> _WHAT IS REQUIRED_
Report how many lines hold the word "with"; give nothing but the number.

> _INPUT FOR THIS TASK_

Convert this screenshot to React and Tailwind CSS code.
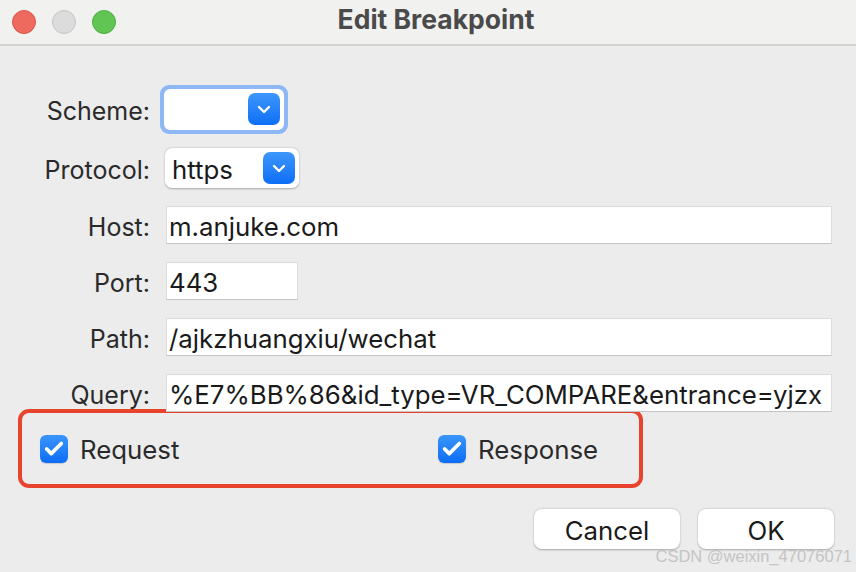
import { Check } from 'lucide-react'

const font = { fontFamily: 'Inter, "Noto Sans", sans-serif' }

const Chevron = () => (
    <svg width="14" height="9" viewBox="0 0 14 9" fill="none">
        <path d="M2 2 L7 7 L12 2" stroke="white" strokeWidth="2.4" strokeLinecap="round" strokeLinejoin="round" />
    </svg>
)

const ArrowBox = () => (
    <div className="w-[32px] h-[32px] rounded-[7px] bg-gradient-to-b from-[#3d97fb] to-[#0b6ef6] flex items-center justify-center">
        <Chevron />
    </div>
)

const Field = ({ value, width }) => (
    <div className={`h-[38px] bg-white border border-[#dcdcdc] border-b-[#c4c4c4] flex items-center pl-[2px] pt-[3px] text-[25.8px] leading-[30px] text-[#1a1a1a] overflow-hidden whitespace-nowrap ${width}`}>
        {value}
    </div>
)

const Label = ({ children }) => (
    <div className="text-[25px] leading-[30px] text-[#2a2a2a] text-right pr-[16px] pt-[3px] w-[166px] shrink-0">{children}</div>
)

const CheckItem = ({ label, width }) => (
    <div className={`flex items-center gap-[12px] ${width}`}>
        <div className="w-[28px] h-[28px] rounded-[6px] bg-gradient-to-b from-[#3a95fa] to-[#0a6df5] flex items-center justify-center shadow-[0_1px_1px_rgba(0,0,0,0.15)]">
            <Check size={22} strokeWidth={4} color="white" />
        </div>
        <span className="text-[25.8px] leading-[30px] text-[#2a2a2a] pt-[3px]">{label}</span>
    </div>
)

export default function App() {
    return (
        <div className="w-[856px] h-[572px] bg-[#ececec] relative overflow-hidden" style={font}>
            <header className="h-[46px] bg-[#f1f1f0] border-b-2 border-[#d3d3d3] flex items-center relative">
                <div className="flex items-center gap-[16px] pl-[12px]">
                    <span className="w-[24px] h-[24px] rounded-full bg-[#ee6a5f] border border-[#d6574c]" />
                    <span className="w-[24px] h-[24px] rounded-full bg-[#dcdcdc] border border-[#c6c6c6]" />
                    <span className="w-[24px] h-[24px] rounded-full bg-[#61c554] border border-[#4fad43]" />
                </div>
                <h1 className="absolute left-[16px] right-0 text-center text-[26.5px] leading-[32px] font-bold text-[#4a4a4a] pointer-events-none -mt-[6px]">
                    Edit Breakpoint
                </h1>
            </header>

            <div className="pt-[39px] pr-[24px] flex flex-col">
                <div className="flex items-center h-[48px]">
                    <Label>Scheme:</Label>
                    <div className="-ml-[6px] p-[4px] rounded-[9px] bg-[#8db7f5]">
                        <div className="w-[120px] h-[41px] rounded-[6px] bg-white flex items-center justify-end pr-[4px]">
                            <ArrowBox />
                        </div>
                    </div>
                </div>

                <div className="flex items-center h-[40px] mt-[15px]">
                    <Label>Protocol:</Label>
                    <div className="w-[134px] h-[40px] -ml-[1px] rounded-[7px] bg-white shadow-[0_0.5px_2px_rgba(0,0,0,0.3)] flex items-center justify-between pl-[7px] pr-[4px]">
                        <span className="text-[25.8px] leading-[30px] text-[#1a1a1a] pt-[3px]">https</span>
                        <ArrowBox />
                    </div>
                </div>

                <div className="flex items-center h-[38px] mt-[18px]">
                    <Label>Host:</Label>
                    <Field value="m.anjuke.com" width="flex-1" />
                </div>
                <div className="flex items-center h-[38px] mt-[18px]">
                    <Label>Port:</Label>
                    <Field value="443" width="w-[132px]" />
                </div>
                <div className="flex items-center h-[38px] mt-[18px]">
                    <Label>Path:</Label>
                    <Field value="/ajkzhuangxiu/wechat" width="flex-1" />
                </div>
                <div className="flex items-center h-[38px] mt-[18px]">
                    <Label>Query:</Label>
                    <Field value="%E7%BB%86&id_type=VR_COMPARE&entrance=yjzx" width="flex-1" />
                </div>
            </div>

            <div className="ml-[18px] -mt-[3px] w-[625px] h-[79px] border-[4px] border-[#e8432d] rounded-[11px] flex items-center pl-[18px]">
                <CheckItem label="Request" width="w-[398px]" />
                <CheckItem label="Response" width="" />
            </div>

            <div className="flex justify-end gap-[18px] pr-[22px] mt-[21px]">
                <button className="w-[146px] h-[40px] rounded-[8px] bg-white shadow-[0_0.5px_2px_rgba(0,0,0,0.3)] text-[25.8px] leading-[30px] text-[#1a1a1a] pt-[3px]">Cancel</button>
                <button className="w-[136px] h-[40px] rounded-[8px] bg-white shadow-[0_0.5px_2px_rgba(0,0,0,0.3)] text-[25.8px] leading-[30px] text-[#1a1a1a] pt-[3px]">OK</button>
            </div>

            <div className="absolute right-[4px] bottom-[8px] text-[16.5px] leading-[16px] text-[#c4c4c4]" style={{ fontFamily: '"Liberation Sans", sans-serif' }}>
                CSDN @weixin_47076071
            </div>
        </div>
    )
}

...

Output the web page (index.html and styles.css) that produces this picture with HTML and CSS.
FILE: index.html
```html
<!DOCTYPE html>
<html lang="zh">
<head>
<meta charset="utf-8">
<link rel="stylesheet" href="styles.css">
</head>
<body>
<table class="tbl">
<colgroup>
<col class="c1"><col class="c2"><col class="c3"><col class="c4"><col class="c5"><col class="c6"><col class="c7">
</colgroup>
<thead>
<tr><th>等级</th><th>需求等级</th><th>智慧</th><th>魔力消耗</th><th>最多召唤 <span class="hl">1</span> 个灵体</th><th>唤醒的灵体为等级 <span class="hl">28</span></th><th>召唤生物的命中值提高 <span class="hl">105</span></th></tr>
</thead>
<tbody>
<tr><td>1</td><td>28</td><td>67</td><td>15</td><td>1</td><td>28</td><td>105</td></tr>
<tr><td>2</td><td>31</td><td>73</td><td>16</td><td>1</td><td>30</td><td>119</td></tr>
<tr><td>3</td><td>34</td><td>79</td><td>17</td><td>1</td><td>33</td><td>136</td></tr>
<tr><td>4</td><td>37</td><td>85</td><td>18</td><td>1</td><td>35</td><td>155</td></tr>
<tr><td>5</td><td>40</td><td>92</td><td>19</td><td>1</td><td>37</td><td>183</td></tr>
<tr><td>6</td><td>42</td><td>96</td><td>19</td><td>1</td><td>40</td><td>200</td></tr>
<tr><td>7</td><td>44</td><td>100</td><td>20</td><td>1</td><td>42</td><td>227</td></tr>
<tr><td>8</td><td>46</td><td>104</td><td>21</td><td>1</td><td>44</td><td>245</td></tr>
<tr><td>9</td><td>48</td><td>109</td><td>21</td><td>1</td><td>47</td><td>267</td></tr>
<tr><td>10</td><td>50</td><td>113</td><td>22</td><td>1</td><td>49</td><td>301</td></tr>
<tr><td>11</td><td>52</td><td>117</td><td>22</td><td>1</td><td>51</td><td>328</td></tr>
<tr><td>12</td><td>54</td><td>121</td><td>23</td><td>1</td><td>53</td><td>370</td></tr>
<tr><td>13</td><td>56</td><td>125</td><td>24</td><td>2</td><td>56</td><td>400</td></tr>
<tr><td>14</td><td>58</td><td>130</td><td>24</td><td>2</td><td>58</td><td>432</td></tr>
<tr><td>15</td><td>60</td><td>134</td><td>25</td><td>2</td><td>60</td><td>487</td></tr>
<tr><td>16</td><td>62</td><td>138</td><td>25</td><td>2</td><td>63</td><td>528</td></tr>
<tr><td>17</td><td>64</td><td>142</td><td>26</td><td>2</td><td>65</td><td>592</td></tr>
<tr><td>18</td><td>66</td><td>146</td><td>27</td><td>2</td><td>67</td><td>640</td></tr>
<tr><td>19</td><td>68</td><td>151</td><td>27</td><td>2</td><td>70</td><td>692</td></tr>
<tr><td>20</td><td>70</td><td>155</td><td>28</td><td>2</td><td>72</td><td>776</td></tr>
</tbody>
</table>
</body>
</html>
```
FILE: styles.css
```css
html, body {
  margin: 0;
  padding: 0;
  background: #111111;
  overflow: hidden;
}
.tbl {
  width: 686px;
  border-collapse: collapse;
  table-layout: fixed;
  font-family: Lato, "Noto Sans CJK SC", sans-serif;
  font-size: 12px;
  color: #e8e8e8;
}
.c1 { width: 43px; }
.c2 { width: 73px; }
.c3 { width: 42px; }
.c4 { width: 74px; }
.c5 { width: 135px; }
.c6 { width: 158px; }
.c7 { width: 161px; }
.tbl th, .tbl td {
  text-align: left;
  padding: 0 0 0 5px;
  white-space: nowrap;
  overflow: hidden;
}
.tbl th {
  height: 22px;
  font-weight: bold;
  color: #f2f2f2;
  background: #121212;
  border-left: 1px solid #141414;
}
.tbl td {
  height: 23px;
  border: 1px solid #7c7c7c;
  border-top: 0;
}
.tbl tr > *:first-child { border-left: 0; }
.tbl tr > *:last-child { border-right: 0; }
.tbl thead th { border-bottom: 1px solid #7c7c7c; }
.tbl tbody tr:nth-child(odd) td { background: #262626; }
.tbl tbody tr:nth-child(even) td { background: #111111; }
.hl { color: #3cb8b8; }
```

---

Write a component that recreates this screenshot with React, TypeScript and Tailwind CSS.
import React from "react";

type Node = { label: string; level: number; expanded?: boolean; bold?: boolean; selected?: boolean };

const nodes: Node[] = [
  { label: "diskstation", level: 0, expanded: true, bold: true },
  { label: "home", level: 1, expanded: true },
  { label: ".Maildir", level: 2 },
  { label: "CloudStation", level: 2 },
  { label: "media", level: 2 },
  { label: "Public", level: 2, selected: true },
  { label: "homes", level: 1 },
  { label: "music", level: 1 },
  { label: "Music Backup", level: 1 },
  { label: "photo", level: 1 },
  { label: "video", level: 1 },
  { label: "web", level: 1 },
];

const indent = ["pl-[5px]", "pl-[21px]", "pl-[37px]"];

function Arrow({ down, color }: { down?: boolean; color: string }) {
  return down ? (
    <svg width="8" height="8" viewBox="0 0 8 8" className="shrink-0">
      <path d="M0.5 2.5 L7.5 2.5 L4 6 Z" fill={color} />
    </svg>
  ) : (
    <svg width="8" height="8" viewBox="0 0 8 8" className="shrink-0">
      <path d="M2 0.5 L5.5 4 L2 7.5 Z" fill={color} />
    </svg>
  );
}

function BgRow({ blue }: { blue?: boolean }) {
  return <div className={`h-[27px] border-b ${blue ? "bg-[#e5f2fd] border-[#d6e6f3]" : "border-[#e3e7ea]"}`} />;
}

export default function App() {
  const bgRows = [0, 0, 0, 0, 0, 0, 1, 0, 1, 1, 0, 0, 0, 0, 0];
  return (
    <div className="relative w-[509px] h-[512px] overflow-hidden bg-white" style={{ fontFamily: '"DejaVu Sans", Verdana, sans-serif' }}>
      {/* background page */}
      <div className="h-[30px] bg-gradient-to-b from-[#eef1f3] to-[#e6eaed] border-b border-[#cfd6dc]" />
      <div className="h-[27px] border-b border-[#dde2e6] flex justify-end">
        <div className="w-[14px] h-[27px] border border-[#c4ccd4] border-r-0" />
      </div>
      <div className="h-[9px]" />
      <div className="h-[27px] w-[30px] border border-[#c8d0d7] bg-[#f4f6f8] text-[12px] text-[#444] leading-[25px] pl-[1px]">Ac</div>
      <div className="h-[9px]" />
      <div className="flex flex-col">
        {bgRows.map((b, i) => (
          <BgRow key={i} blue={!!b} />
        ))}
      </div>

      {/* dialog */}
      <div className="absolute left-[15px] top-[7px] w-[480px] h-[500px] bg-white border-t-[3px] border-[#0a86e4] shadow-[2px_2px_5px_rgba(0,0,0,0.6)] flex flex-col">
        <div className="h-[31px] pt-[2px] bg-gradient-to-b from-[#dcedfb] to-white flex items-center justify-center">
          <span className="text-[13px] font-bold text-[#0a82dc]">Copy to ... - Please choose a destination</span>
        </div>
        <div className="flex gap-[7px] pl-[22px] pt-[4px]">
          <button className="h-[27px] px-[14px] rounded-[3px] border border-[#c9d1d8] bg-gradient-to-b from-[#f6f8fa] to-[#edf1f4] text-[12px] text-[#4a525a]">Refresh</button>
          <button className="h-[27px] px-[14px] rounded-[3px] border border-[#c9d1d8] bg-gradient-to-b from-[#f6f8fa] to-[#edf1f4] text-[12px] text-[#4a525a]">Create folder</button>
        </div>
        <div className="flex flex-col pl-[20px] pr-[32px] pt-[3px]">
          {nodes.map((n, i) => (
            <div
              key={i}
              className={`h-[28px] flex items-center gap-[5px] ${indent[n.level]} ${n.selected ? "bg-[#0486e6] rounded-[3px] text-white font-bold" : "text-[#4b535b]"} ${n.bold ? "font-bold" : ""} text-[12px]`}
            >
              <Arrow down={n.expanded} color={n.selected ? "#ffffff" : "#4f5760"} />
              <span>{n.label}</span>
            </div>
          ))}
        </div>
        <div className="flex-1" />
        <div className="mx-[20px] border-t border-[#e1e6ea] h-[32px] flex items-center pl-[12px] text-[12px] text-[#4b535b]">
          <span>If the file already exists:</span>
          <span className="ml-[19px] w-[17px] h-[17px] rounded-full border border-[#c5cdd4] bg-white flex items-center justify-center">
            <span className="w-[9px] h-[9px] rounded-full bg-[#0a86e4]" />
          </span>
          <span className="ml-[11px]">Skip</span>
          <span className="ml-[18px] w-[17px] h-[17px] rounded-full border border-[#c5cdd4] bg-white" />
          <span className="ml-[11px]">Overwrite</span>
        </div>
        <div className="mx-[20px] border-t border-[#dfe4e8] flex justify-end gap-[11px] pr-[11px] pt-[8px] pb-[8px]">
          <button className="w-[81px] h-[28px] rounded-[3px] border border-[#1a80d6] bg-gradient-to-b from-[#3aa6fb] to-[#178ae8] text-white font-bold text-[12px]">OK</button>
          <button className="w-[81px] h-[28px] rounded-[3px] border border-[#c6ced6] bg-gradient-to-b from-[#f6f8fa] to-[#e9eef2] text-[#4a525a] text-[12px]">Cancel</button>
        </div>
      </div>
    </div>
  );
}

> _SOLVED PROBLEM_
2